As for the Armenian community in Lebanon, Nazarian is enthusiastic in his observation. “I believe we are advancing and giving a lot more to society than anytime before and that’s a very good sign. Our presence is felt in Lebanon. We are proud of being Armenians at the same time very proud to be Lebanese. Until Armenia’s independence, the Lebanese might have thought that Armenians would eventually ‘return’ to their homeland, but now they know that Armenians are part of the Lebanese social and cultural landscape. It is a permanent community. This is our country, despite the fact that the whole world is open before us.”


Philanthropic Tradition

The Nazarian family’s roots go back several centuries. According to The History of the Nazarian Family 1475-1988 (published in Beirut), the Nazarunis, were well-known merchants and philanthropists in the ancient capital city of Ani. After the fall of the Bagratuni kingdom, the clan moved to Julfa in northern Iran, which was a major trade center between Asia and Europe. Later generations moved to Isfahan, Upper Akulis, Geghargunik, Nakhichevan, Karabakh, St. Petersburg and Moscow. There, the family known as the Lazarians built the Lazarian Academy in 1815. It is still a famous Moscow landmark and currently houses the Armenian Embassy and diplomatic mission to the Russian Federation. No matter where they’ve been, the Nazarians have built churches and schools, and even sponsored the printing of Explanation of the Book of Psalms in Venice, in 1687.

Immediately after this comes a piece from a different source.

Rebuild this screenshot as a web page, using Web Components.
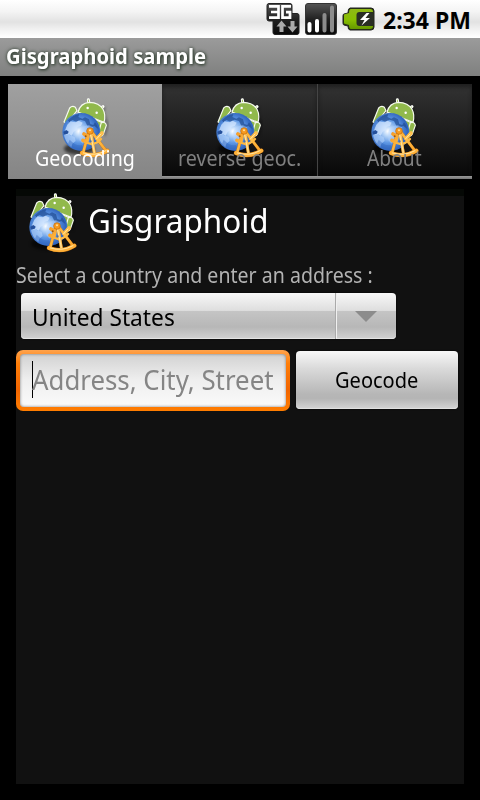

The same sort of philanthropy continues today. The Nazarian brothers in Beirut and New Jersey were the donors of the Armenian Embassy building in one of Beirut’s most prestigious suburbs. This is fitting, since Arthur’s father Garbis Nazarian was the president of AGBU Lebanon District for many years. His uncle Nazar Nazarian has long been the Vice President of AGBU Central Board. The Nazarians are well-known benefactors of Armenian schools, churches and community centers in Lebanon, Argentina, the US and Armenia.